[Front-end source files]
-- start --
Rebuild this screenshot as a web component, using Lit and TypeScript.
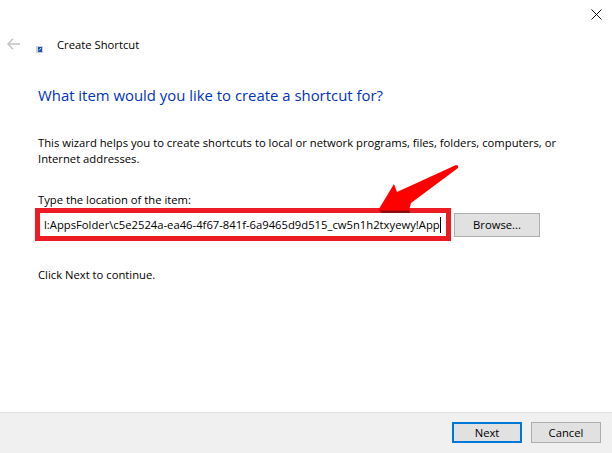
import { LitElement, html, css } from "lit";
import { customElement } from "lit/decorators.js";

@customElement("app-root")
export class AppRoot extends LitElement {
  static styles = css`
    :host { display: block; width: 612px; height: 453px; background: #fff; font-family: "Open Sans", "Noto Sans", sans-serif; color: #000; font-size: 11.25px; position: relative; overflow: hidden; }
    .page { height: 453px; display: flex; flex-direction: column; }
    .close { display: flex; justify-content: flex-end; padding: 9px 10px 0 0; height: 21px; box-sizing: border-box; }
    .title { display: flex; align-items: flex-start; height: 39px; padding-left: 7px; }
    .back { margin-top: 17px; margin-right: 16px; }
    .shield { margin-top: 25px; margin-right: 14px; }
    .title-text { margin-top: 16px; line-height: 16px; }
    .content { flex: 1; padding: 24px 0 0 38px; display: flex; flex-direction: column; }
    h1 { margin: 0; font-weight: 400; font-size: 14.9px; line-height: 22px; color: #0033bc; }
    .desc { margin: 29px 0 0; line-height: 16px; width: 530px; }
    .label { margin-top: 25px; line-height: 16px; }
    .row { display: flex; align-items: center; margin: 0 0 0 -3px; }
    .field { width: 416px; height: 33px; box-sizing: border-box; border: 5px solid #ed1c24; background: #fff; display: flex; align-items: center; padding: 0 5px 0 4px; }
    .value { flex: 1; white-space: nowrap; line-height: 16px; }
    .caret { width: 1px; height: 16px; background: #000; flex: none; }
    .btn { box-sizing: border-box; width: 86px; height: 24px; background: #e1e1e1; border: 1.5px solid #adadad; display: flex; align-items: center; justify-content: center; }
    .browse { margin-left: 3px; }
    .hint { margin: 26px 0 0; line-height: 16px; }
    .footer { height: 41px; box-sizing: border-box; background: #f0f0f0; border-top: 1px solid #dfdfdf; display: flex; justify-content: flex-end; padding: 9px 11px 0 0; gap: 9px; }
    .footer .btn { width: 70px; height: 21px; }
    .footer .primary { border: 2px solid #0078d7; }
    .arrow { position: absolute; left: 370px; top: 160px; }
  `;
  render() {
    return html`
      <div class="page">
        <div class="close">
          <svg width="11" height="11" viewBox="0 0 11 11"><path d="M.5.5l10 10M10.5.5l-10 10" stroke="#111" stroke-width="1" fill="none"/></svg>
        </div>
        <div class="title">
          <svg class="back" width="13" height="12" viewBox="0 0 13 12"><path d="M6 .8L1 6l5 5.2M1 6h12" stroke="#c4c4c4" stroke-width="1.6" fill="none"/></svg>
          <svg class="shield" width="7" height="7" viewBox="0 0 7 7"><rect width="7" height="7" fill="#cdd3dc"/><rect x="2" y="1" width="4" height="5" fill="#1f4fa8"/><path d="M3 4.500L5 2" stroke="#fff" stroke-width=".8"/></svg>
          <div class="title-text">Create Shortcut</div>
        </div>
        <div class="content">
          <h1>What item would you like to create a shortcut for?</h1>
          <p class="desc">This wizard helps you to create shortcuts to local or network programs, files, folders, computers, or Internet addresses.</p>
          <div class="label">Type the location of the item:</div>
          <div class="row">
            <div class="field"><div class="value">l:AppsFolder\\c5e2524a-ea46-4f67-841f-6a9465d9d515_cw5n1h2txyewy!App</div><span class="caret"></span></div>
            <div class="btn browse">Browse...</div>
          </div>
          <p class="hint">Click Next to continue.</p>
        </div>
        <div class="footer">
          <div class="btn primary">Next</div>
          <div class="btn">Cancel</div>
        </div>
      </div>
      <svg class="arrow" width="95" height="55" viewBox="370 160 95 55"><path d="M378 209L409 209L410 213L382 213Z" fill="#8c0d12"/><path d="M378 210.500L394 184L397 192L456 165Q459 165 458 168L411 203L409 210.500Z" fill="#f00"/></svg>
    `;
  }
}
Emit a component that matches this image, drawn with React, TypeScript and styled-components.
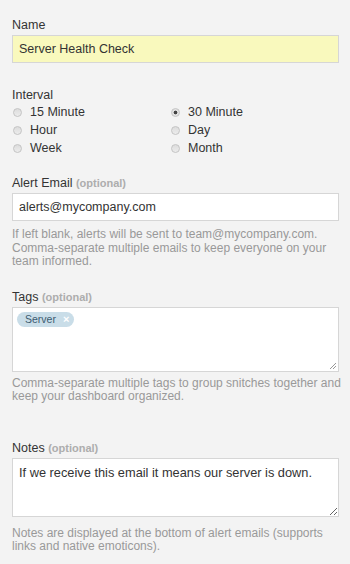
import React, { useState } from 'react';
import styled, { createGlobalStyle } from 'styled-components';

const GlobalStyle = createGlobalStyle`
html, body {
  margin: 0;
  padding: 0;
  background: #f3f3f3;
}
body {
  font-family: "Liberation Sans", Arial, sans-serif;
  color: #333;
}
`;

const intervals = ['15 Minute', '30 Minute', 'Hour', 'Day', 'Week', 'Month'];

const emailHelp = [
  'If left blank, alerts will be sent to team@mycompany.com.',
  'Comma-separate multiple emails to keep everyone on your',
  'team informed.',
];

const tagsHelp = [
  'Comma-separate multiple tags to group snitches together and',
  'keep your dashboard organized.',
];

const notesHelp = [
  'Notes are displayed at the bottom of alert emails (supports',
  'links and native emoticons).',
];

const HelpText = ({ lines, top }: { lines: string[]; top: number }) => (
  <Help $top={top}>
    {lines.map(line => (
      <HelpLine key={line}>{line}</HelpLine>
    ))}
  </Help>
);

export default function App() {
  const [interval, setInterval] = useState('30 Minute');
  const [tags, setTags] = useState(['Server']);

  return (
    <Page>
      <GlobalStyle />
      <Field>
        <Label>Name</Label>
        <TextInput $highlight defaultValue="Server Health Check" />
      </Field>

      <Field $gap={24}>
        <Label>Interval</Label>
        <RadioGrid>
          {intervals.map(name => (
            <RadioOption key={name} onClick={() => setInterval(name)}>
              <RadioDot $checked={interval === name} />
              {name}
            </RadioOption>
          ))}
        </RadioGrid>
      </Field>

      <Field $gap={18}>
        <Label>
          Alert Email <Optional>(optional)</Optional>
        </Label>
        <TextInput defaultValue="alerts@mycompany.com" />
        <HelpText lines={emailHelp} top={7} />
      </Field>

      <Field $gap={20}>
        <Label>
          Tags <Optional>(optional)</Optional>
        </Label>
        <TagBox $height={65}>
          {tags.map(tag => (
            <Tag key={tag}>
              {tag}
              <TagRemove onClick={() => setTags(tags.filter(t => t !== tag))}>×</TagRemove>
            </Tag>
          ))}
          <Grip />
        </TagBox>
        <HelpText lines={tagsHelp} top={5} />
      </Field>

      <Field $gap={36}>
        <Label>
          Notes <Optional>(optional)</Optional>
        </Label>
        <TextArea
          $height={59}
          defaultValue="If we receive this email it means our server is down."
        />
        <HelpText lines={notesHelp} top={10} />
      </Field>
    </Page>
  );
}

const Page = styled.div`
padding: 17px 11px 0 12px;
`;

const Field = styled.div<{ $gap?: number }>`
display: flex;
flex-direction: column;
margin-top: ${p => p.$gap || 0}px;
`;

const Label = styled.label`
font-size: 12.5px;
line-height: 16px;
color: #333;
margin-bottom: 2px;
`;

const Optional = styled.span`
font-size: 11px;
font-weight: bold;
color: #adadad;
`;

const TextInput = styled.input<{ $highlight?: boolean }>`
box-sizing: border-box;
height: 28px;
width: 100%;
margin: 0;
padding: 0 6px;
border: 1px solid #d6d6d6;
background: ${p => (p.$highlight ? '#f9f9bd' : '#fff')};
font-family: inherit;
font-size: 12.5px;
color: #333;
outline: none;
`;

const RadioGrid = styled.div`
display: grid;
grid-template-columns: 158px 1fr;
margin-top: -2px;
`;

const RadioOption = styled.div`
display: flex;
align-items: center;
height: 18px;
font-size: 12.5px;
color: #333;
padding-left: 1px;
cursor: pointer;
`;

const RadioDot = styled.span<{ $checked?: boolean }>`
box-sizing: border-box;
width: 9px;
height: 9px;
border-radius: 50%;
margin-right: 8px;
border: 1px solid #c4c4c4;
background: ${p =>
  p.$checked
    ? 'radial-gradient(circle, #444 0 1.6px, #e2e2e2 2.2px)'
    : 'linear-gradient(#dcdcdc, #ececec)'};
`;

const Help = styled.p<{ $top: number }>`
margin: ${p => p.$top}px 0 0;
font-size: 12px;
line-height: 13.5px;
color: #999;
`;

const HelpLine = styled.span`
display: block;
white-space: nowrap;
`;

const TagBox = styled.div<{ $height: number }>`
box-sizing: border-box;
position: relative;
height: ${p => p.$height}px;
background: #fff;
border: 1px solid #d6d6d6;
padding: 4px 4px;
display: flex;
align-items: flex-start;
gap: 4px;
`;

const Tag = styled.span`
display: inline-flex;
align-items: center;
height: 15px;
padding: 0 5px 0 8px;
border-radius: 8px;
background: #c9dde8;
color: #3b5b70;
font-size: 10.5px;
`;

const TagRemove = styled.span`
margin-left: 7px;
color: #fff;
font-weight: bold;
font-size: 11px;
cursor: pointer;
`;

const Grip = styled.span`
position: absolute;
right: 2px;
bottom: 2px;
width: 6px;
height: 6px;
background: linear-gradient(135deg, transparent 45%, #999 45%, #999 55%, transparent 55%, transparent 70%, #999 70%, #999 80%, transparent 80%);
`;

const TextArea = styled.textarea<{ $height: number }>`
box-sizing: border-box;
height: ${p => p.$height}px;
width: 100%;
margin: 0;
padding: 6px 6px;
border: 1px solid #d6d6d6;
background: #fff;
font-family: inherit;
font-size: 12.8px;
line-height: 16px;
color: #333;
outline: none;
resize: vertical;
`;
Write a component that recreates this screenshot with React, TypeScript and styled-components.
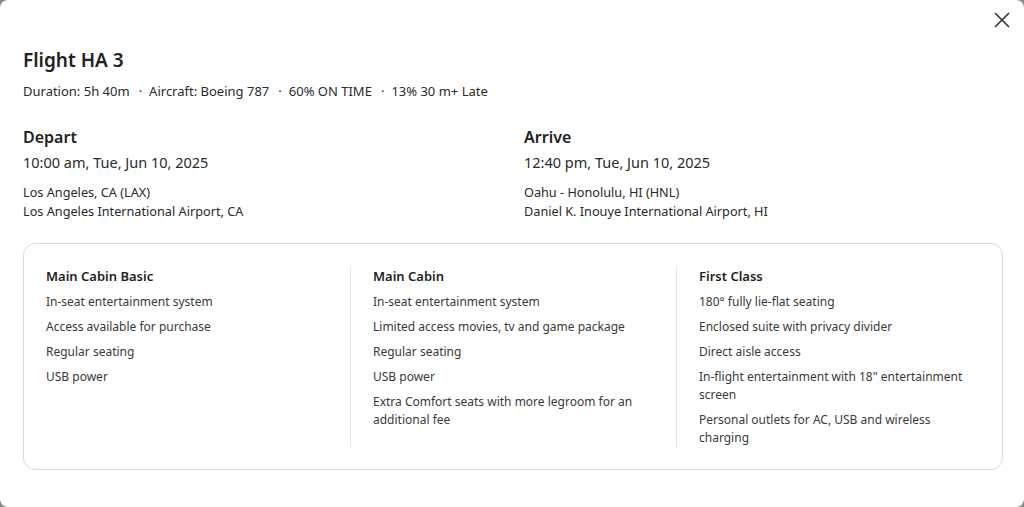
-- end --
- WHAT YOU WILL DO -
Your answer should be a single number: how many lines in the data above include "TypeScript"?

- OUTPUT OF THE TASK -
3